GIVEN DATA:
• • • • •

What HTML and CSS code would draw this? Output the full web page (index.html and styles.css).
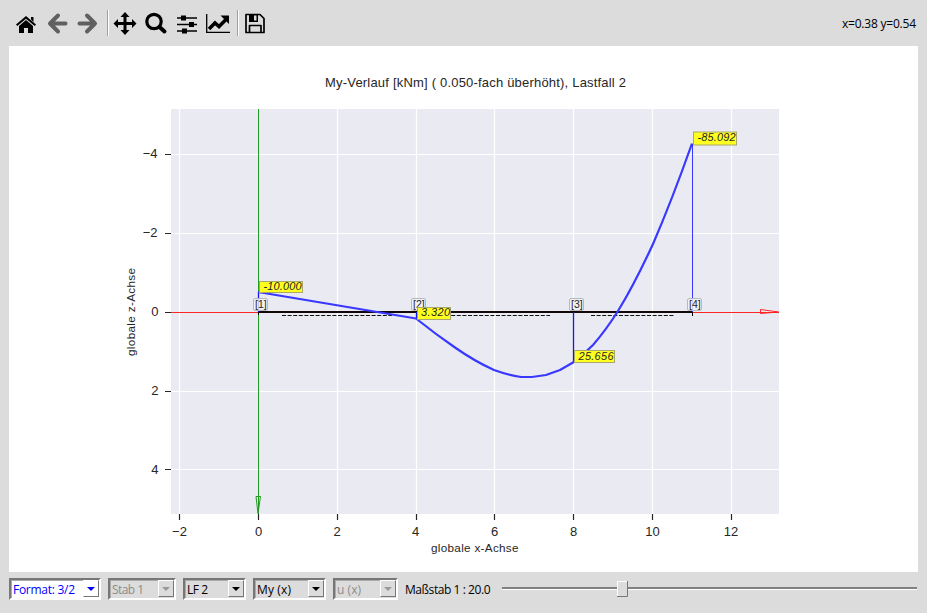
FILE: index.html
```html
<!DOCTYPE html>
<html lang="de">
<head>
<meta charset="utf-8">
<title>My-Verlauf</title>
<link rel="stylesheet" href="styles.css">
</head>
<body>
<header class="toolbar">
  <svg class="icons" width="270" height="46" viewBox="0 0 270 46">
    <path d="M16 24.500 26 16l10 8.500-1.300 1.500L26 18.700 17.300 26z"/><path d="M31 17h2.500v5l-2.500-2.500zM19 26l7-6 7 6v7h-5v-5h-4v5h-5z"/>
    <path class="arrow" d="M58 15.500 50 23.500l8 8M51 23.500h14.500M87 15.500l8 8-8 8M94 23.500H79.500"/>
    <path class="sep" d="M107.500 10v26M237.500 10v26"/><path class="sep-light" d="M108.500 10v26M238.500 10v26"/>
    <path d="m125 12 4.500 5H126.500v5h5.500V19l4.500 4.500L132 28v-3h-5.500V30h3l-4.500 5-4.500-5h3v-5h-5.500v3l-4.500-4.500L118 19v3h5.500V17h-3z"/>
    <circle class="lens" cx="154" cy="21.500" r="7.200"/><path class="handle" d="m159.500 27 5 4.500"/>
    <path class="rule" d="M177 18h20M177 24.500h20M177 31h20"/><path d="M181 15.500h5v5h-5zM189 22h5v5h-5zM182 28.500h5v5h-5z"/>
    <path class="axis" d="M206.700 14v18.300H230"/><path class="trend" d="m209 29 6-6 4 3.500 8-8"/><path d="M220.500 15.500h8.500v8.500z"/>
    <path class="disk" d="M246 14.500h14l4 4V32.500h-18zM249.500 32v-6.500h11.500V32"/><path d="M249 14h9v8h-9z"/><path class="shutter" d="M254 15.500h2.500v5h-2.500z"/>
  </svg>
  <svg class="coords" width="84" height="20"><text x="8" y="14" textLength="74">x=0.38 y=0.54</text></svg>
</header>
<main>
<svg class="plot" width="909" height="526" viewBox="9 46 909 526">
  <path class="area" d="M171 109h608v405H171z"/>
  <path class="grid" d="M179.500 109v405M258.500 109v405M337.500 109v405M416.500 109v405M494.500 109v405M573.500 109v405M652.500 109v405M731.500 109v405M171 154.500h608M171 233.500h608M171 312.500h608M171 391.500h608M171 469.500h608"/>
  <path class="tick" d="M179.500 514v6M258.500 514v6M337.500 514v6M416.500 514v6M494.500 514v6M573.500 514v6M652.500 514v6M731.500 514v6M165 154.500h6M165 233.500h6M165 312.500h6M165 391.500h6M165 469.500h6"/>
  <path class="red" d="M171 312.500h608M760.500 309.500v4l18-1.500z"/>
  <path class="green" d="M258.500 109v405M256 496.500h4.500l-2.500 17z"/>
  <path class="beam" d="M258 312h435"/><path class="beam-end" d="M258.500 310v5M416.500 310v5M573.500 310v5M692.500 310v6"/>
  <path class="fiber" d="M282 315.500h110M440 315.500h110M591 315.500h84"/>
  <path class="ordinate" d="M258.500 292v20M416.500 312v6M573.500 312v50"/><path class="ordinate thin" d="M692.500 144v168"/>
  <path class="curve" d="M258 292 416 318.500Q436 334.500 455 347.500Q475 361.500 494 370Q508 375 521 377L532 377L546 375L560 370L573 362.500Q583 355 593 345Q606 330 618 311Q634 285 653 244Q672 200 692 143.500"/>
  <g class="tag"><rect x="253.500" y="298.500" width="14" height="12" rx="1.500"/><rect x="411.500" y="298.500" width="14" height="12" rx="1.500"/><rect x="569.500" y="298.500" width="14" height="12" rx="1.500"/><rect x="687.500" y="298.500" width="14" height="12" rx="1.500"/></g>
  <g class="node"><text x="255" y="308">[1]</text><text x="413" y="308">[2]</text><text x="571" y="308">[3]</text><text x="689" y="308">[4]</text></g>
  <g class="value">
    <rect x="259.500" y="281.500" width="43" height="11"/><rect x="417.500" y="307.500" width="33" height="12"/><rect x="574.500" y="350.500" width="40" height="12"/><rect x="693.500" y="132" width="43" height="13"/>
    <text x="263.500" y="290" textLength="38">-10.000</text><text x="421" y="316" textLength="29">3.320</text><text x="578.500" y="360" textLength="35">25.656</text><text x="697.500" y="141" textLength="38">-85.092</text>
  </g>
  <text class="title" x="325" y="87" textLength="301">My-Verlauf [kNm] ( 0.050-fach überhöht), Lastfall 2</text>
  <g class="scale x"><text x="179.500" y="536">−2</text><text x="258.500" y="536">0</text><text x="337" y="536">2</text><text x="415.500" y="536">4</text><text x="494.500" y="536">6</text><text x="573.500" y="536">8</text><text x="652.500" y="536">10</text><text x="731" y="536">12</text></g>
  <g class="scale y"><text x="157.500" y="158">−4</text><text x="157.500" y="237">−2</text><text x="158.500" y="316">0</text><text x="158.500" y="395">2</text><text x="158.500" y="474">4</text></g>
  <text class="label" x="431" y="552" textLength="87.500">globale x-Achse</text>
  <text class="label" transform="translate(135 356) rotate(-90)" textLength="88">globale z-Achse</text>
</svg>
</main>
<footer class="controls">
  <div class="combo format"><svg class="caption"><text x="2" y="13" textLength="62">Format: 3/2</text></svg><span class="drop"></span></div>
  <div class="combo stab off"><svg class="caption"><text x="2" y="13" textLength="32">Stab 1</text></svg><span class="drop"></span></div>
  <div class="combo load"><svg class="caption"><text x="2" y="13" textLength="21">LF 2</text></svg><span class="drop"></span></div>
  <div class="combo moment"><svg class="caption"><text x="2" y="13" textLength="34">My (x)</text></svg><span class="drop"></span></div>
  <div class="combo shift off"><svg class="caption"><text x="2" y="13" textLength="24">u (x)</text></svg><span class="drop"></span></div>
  <svg class="slider" width="517" height="24" viewBox="401 578 517 24">
    <text x="405" y="594" textLength="85.500">Maßstab 1 : 20.0</text>
    <path class="groove" d="M502 588h415"/><path class="groove-light" d="M502 589.500h415"/>
    <path class="thumb" d="M617 581h11v16h-11z"/><path class="thumb-light" d="M617.500 596v-14.500h10"/><path class="thumb-dark" d="M617 596.500h10.500V581"/>
  </svg>
</footer>
</body>
</html>
```

FILE: styles.css
```css
* { box-sizing: border-box; }
body { margin: 0; width: 927px; height: 613px; overflow: hidden; background: #dcdcdc; font-family: "Liberation Sans", Arial, sans-serif; }
svg { display: block; }
.toolbar { height: 46px; display: flex; justify-content: space-between; padding-right: 9px; }
.coords { margin-top: 14px; }
.coords text, .caption text, .slider text { font: 12px "Open Sans", "Noto Sans", sans-serif; fill: #000; }
.arrow { fill: none; stroke: #606060; stroke-width: 4; stroke-linejoin: round; stroke-linecap: round; }
.sep { stroke: #a0a0a0; }
.sep-light { stroke: #fff; }
.lens { fill: none; stroke: #000; stroke-width: 3.2; }
.handle { stroke: #000; stroke-width: 4; stroke-linecap: round; }
.rule { stroke: #000; stroke-width: 1.5; }
.axis { fill: none; stroke: #000; stroke-width: 1.3; }
.trend { fill: none; stroke: #000; stroke-width: 3.5; }
.disk { fill: none; stroke: #000; stroke-width: 1.7; stroke-linejoin: round; }
.shutter { fill: #dcdcdc; }
main { padding-left: 9px; }
.plot { background: #fff; }
.plot text { fill: #262626; }
.area { fill: #eaeaf2; }
.grid { stroke: #fff; fill: none; stroke-width: 1.2; }
.tick { stroke: #262626; stroke-width: 1.2; }
.red { fill: none; stroke: #ff2525; }
.green { fill: none; stroke: #209a20; }
.beam { stroke: #160808; stroke-width: 2.2; }
.beam-end { stroke: #000; }
.fiber { stroke: #111; stroke-dasharray: 4 1.6; }
.tag rect { fill: #f2f2f2; fill-opacity: .8; stroke: #b8b8bc; }
.ordinate { stroke: #1515e8; stroke-width: 1.3; }
.thin { stroke: #3838ff; stroke-width: 1; }
.curve { fill: none; stroke: #3838ff; stroke-width: 2.2; stroke-linejoin: round; }
.node text { font-size: 10.5px; }
.value rect { fill: #ffff20; stroke: #a8a870; }
.value text { font-size: 11px; font-style: italic; }
.title { font-size: 13px; }
.scale text { font-size: 13px; text-anchor: middle; }
.scale.y text { text-anchor: end; }
.label { font-size: 11.7px; }
.controls { height: 41px; display: flex; padding: 6px 0 0 9px; }
.combo { display: flex; justify-content: space-between; height: 22px; border: 2px solid; border-color: #777 #fff #fff #777; box-shadow: inset 1px 1px #aaa; }
.format { width: 92px; margin-right: 7px; background: #fff; }
.stab { width: 68px; margin-right: 7px; }
.load { width: 63px; margin-right: 7px; }
.moment { width: 73px; margin-right: 7px; }
.shift { width: 65px; margin-right: 3px; }
.caption { flex: 1; min-width: 0; height: 18px; overflow: visible; }
.caption text { transform: translateY(1px); }
.format .caption text { fill: #0000ff; }
.off .caption text { fill: #8c8c8c; }
.drop { width: 16px; height: 17px; flex: none; background: #dcdcdc; border: 1px solid; border-color: #fff #777 #777 #fff; display: grid; place-items: center; }
.drop::after { content: ""; border: 4px solid transparent; border-top-color: #000; border-bottom: 0; }
.format .drop { background: #fff; }
.format .drop::after { border-top-color: #0000ff; }
.off .drop::after { border-top-color: #999; }
.groove { stroke: #808080; stroke-width: 2; }
.groove-light { stroke: #fff; stroke-width: 1; }
.thumb { fill: #dcdcdc; }
.thumb-light { fill: none; stroke: #fff; }
.thumb-dark { fill: none; stroke: #777; }
```
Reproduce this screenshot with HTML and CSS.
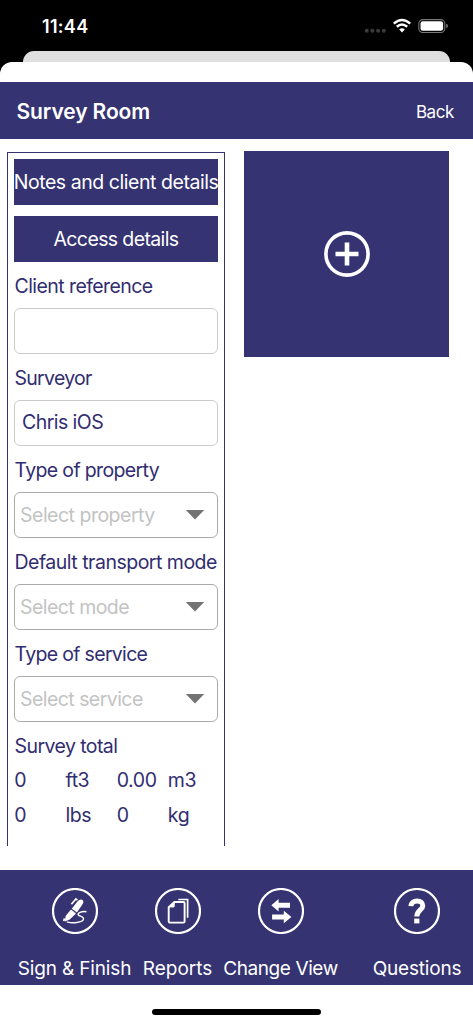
FILE: index.html
```html
<!DOCTYPE html>
<html lang="en">
<head>
<meta charset="utf-8">
<title>Survey Room</title>
<link rel="stylesheet" href="styles.css">
</head>
<body>
<div class="screen">
  <div class="status">
    <span class="time">11:44</span>
    <svg class="indicators" width="86" height="20" viewBox="0 0 86 20">
      <g fill="#3b3b3b"><circle cx="4.7" cy="14.7" r="2"/><circle cx="10.4" cy="14.7" r="2"/><circle cx="16.1" cy="14.7" r="2"/><circle cx="21.8" cy="14.7" r="2"/></g>
      <g fill="none" stroke="#fff" stroke-width="2.5"><path d="M31.8 7.6Q40 .4 48.2 7.6"/><path d="M34.8 10.8Q40 6.2 45.2 10.8"/></g>
      <path d="M37.2 13.5Q40 11.1 42.8 13.5L40 16.5Z" fill="#fff"/>
      <rect x="56.8" y="3.6" width="26" height="12.9" rx="4" fill="none" stroke="#777" stroke-width="1.1"/>
      <rect x="58.5" y="5.2" width="22.6" height="9.6" rx="2.3" fill="#fff"/>
      <path d="M84.2 7.8Q86 8.4 86 10T84.2 12.2Z" fill="#777"/>
    </svg>
  </div>
  <div class="back-sheet"></div>
  <div class="sheet">
    <header class="header"><h1>Survey Room</h1><span class="back">Back</span></header>
    <main class="content">
      <section class="form">
        <div class="button notes">Notes and client details</div>
        <div class="button access">Access details</div>
        <div class="label client">Client reference</div>
        <div class="field"></div>
        <div class="label surveyor">Surveyor</div>
        <div class="field value">Chris iOS</div>
        <div class="label property">Type of property</div>
        <div class="field select"><span class="p-property">Select property</span><svg width="20" height="12" viewBox="0 0 20 12"><path d="M.8 1.1H19.2L10 10.6Z" fill="#737373"/></svg></div>
        <div class="label transport">Default transport mode</div>
        <div class="field select"><span class="p-mode">Select mode</span><svg width="20" height="12" viewBox="0 0 20 12"><path d="M.8 1.1H19.2L10 10.6Z" fill="#737373"/></svg></div>
        <div class="label service">Type of service</div>
        <div class="field select"><span class="p-service">Select service</span><svg width="20" height="12" viewBox="0 0 20 12"><path d="M.8 1.1H19.2L10 10.6Z" fill="#737373"/></svg></div>
        <div class="label total">Survey total</div>
        <div class="totals"><span>0</span><span>ft3</span><span>0.00</span><span>m3</span><span>0</span><span>lbs</span><span>0</span><span>kg</span></div>
      </section>
      <div class="add">
        <svg width="48" height="48" viewBox="0 0 48 48" fill="none" stroke="#fff"><circle cx="24" cy="24" r="21.1" stroke-width="3.6"/><path d="M24 12.5V35.5M12.5 24H35.5" stroke-width="4.6"/></svg>
      </div>
    </main>
    <footer class="footer">
      <div class="tab sign">
        <svg width="46" height="46" viewBox="0 0 46 46"><circle cx="23" cy="23" r="22" fill="none" stroke="#fff" stroke-width="2.2"/>
          <g fill="#fff"><path d="M19.8 20.7 25.6 13.3Q28.4 10.3 30.6 12 32.4 13.7 30.2 16.7L24.9 24.4Z"/><path d="M19 21.6 24 25.5 17.7 31.5 12.9 33.4 13.6 27.9Z"/></g>
          <path d="M19.4 16.2 23.9 10.9 25.4 12.1M12.4 30.4 11.8 33.1" fill="none" stroke="#fff" stroke-width="1.7"/>
          <path d="M34.5 23.7C29.5 23 24.8 25 26.4 27 27.5 28.4 32 28.4 31.5 31.2 30.7 35 20 35.4 14.8 33.8" fill="none" stroke="#fff" stroke-width="1.4"/></svg>
        <span>Sign &amp; Finish</span>
      </div>
      <div class="tab reports">
        <svg width="46" height="46" viewBox="0 0 46 46" fill="none" stroke="#fff"><circle cx="23" cy="23" r="22" stroke-width="2.2"/><path d="M13.7 19.2 19.4 14H28.4Q29.6 14 29.6 15.2V33.4Q29.6 34.6 28.4 34.6H14.9Q13.7 34.6 13.7 33.4Z" stroke-width="1.9"/><path d="M13.5 19.2 19.7 13.8V18.1Q19.7 19.5 18.3 19.5Z" fill="#fff" stroke="none"/><path d="M23.3 11.5H32.6V29.8" stroke-width="1.7"/></svg>
        <span>Reports</span>
      </div>
      <div class="tab change">
        <svg width="46" height="46" viewBox="0 0 46 46"><circle cx="23" cy="23" r="22" fill="none" stroke="#fff" stroke-width="2.2"/><path d="M13.3 17.3 20.6 11V14.8H32V19.8H20.6V23.6ZM33.4 29 25.8 22.7V26.5H14.1V31.5H25.8V35.2Z" fill="#fff"/></svg>
        <span>Change View</span>
      </div>
      <div class="tab questions">
        <svg width="46" height="46" viewBox="0 0 46 46" fill="none" stroke="#fff"><circle cx="23" cy="23" r="22" stroke-width="2.2"/><path d="M16.9 18.2C17.3 11.2 28.8 11.2 28.8 17.7 28.8 22 22.8 22.1 22.8 28.6" stroke-width="5"/><path d="M20.2 33H25.4" stroke-width="4.8"/></svg>
        <span>Questions</span>
      </div>
    </footer>
    <div class="home"></div>
  </div>
</div>
</body>
</html>
```
FILE: styles.css
```css
* { box-sizing: border-box; }
body { margin: 0; background: #000; }
.screen { width: 473px; height: 1024px; overflow: hidden; background: #000; color: #312d70; font-family: Inter, "Liberation Sans", sans-serif; font-size: 19.5px; display: flex; flex-direction: column; }
.status { height: 51px; flex: none; display: flex; justify-content: space-between; align-items: flex-start; padding: 16px 25px 0 42px; color: #fff; }
.time { font-size: 18px; line-height: 21px; font-weight: 600; letter-spacing: .3px; }
.back-sheet { flex: none; height: 11px; margin: 0 23px; border-radius: 11px 11px 0 0; background: #dfdfdf; }
.sheet { height: 962px; flex: none; padding-top: 20px; border-radius: 12px 12px 0 0; background: #fff; display: flex; flex-direction: column; }
.header { height: 57px; flex: none; background: #353371; color: #fff; display: flex; align-items: center; justify-content: space-between; padding: 2px 19px 0 16.5px; }
h1 { margin: 0; font-size: 21px; font-weight: 600; line-height: 26px; letter-spacing: -.1px; }
.back { font-size: 17px; letter-spacing: -.4px; }
.content { height: 731px; flex: none; display: flex; align-items: flex-start; padding: 12px 0 0 7px; }
.form { width: 218px; height: 694px; margin-top: 1px; border: solid #353371; border-width: 1px 1px 0; padding: 6px 6px 0; }
.button { height: 46px; background: #353371; color: #fff; text-align: center; line-height: 47px; white-space: nowrap; display: flex; justify-content: center; }
.notes { letter-spacing: -.45px; }
.access { margin-top: 11px; letter-spacing: -.62px; }
.label { height: 46px; line-height: 48px; padding-left: .5px; white-space: nowrap; letter-spacing: -.57px; }
.surveyor { letter-spacing: -.72px; }
.property { letter-spacing: -.65px; }
.transport { letter-spacing: -.5px; }
.service { letter-spacing: -.68px; }
.field { height: 46px; border: 1px solid #ccc; border-radius: 6px; line-height: 43px; letter-spacing: -.55px; }
.value { padding-left: 7px; }
.select { border-color: #aaa; display: flex; align-items: center; justify-content: space-between; padding: 0 12px 0 5px; color: #c3c3c3; white-space: nowrap; }
.p-property { letter-spacing: -.5px; }
.totals { display: grid; grid-template-columns: repeat(4, 51.2px); grid-auto-rows: 35px; line-height: 35px; letter-spacing: -.4px; margin-top: -5px; padding-left: .3px; }
.add { width: 205px; height: 205.5px; margin-left: 19px; background: #353371; display: flex; align-items: center; justify-content: center; }
.footer { height: 115px; flex: none; background: #353371; color: #fff; padding: 17.5px 0 0 16px; display: flex; font-size: 19px; }
.tab { display: flex; flex-direction: column; align-items: center; white-space: nowrap; }
.tab span { line-height: 24px; margin-top: 23px; }
.sign { width: 117px; letter-spacing: -.15px; }
.reports { width: 89px; }
.change { width: 117px; letter-spacing: -.4px; }
.questions { width: 90px; margin-left: 33px; letter-spacing: -.2px; }
.home { width: 169px; height: 6px; margin: 24px 0 0 152px; border-radius: 3px; background: #000; }
```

• • • • •

WHAT TO PRODUCE: Lines containing the string "this" are to be selected and copied.

EXERCISE OUTPUT:
What HTML and CSS code would draw this? Output the full web page (index.html and styles.css).
Reproduce this screenshot with HTML and CSS.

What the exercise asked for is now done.